The answer is a single number: how many lines hold the string "that".

Dataset extract:
----------------

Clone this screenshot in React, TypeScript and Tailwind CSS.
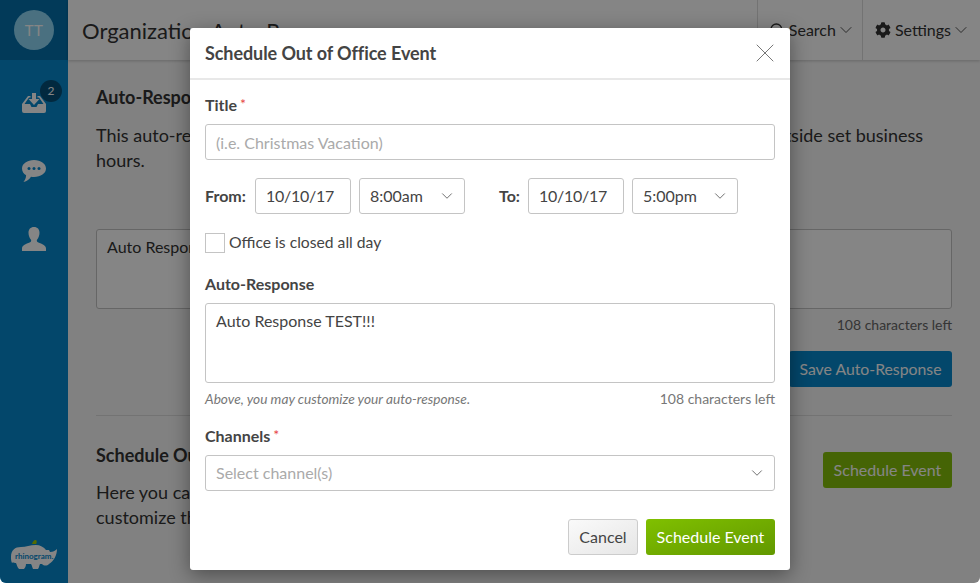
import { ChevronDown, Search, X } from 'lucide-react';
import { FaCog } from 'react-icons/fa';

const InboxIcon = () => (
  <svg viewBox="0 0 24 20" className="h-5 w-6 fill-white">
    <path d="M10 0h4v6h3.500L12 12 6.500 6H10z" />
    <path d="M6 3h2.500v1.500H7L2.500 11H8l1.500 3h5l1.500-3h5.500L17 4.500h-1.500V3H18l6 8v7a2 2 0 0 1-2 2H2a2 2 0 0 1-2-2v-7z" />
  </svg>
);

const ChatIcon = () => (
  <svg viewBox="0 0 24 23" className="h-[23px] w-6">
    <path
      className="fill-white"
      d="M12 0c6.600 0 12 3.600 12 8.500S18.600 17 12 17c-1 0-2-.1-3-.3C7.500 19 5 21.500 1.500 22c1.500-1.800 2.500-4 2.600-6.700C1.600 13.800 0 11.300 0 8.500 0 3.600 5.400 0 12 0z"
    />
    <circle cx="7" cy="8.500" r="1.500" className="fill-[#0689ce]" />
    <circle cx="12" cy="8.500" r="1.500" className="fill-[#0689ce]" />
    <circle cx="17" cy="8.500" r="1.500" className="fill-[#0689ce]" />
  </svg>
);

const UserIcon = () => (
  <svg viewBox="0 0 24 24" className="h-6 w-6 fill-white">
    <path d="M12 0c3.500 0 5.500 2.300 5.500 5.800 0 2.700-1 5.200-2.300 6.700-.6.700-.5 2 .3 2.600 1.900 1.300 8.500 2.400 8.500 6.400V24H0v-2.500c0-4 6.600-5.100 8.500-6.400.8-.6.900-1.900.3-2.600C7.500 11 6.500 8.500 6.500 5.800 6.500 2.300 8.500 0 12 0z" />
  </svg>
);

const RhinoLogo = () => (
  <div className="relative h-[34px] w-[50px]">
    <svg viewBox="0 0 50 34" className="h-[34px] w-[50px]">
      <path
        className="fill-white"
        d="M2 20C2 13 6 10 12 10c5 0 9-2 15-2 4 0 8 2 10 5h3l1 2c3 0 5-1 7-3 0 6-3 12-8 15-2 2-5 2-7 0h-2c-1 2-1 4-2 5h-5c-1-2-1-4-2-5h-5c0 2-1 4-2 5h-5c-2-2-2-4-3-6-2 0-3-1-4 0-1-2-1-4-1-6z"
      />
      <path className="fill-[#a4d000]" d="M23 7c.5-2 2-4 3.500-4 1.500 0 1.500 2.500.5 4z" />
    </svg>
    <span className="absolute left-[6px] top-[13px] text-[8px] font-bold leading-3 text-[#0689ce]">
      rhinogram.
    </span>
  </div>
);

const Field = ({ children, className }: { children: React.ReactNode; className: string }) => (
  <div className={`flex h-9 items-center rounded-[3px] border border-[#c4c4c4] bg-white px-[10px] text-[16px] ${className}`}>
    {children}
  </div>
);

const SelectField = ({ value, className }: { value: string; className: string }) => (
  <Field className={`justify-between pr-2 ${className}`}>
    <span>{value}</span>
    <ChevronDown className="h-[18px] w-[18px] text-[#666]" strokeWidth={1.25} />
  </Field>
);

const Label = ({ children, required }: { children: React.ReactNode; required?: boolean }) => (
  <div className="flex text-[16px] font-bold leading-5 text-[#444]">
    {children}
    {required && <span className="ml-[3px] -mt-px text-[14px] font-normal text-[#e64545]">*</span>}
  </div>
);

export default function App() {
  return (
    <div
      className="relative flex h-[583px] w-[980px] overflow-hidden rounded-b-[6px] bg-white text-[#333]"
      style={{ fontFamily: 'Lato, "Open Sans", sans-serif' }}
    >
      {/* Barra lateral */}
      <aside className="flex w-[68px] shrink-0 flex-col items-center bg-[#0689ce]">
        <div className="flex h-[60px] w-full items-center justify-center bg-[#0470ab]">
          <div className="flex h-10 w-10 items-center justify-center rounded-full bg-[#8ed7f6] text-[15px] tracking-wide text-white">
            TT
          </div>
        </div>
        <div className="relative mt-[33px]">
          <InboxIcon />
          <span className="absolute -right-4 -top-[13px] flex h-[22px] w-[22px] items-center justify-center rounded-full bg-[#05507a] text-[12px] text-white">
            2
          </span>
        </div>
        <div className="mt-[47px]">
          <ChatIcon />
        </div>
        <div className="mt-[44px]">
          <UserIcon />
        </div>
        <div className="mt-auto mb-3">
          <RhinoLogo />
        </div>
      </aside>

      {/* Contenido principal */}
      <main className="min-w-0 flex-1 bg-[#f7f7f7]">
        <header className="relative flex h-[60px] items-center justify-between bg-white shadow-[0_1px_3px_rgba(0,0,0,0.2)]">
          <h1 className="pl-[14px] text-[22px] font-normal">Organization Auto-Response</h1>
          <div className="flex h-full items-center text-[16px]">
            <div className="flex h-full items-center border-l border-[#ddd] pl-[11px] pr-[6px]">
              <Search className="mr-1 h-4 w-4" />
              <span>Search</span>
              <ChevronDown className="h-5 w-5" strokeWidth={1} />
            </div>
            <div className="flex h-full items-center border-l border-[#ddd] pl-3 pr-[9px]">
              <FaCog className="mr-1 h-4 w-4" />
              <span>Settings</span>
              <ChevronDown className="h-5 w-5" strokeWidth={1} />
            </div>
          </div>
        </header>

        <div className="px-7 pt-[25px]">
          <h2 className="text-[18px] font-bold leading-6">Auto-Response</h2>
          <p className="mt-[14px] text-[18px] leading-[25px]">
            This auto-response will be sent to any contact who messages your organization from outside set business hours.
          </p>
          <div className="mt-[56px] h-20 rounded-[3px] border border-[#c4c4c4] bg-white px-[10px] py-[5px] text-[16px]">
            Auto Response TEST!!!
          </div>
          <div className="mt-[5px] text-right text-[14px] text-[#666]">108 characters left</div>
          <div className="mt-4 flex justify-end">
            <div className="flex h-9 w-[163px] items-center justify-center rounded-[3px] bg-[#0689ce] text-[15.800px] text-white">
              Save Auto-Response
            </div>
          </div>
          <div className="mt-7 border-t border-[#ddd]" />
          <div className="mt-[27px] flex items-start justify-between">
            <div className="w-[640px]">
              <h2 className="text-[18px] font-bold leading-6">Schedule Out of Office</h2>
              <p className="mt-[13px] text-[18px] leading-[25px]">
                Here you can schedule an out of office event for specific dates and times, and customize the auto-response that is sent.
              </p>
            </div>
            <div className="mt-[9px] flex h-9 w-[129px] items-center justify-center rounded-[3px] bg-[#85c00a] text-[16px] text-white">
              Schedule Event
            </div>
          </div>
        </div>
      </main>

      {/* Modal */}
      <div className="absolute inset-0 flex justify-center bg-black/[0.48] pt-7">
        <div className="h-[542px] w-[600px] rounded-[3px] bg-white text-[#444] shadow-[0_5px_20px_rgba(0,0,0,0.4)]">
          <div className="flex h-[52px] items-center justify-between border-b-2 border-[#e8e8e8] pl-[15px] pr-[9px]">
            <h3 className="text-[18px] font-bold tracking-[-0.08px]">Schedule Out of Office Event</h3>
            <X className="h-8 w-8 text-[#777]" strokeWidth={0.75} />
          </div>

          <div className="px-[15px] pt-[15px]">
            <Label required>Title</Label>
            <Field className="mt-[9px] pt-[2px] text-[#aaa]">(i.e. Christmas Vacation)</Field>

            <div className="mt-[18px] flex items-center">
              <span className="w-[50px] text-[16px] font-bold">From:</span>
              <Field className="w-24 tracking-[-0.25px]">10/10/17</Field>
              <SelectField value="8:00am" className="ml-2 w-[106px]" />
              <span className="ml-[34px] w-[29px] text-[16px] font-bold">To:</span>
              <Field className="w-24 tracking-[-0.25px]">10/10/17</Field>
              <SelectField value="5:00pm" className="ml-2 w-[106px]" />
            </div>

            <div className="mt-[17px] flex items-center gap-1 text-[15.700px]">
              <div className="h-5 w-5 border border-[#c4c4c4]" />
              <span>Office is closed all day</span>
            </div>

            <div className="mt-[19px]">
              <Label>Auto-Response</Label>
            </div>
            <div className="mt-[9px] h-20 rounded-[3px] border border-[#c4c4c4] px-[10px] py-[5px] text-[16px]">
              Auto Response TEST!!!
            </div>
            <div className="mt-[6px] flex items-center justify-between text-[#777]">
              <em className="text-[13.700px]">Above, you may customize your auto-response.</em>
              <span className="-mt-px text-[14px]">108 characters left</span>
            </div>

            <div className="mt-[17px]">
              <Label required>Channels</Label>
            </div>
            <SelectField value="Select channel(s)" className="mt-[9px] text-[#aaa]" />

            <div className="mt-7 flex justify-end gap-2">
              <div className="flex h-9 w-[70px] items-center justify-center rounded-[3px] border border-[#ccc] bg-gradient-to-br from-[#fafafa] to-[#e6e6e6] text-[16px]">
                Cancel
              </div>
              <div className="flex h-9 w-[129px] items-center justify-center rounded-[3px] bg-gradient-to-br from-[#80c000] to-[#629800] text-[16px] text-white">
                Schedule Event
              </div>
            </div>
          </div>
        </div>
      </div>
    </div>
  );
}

----------------

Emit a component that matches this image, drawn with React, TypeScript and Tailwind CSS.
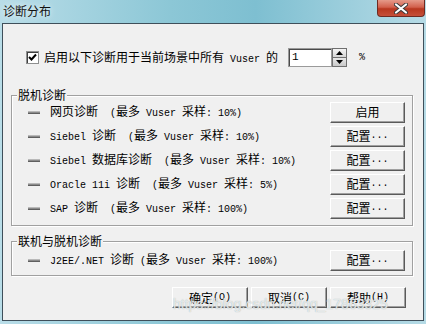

----------------

Correct response: 2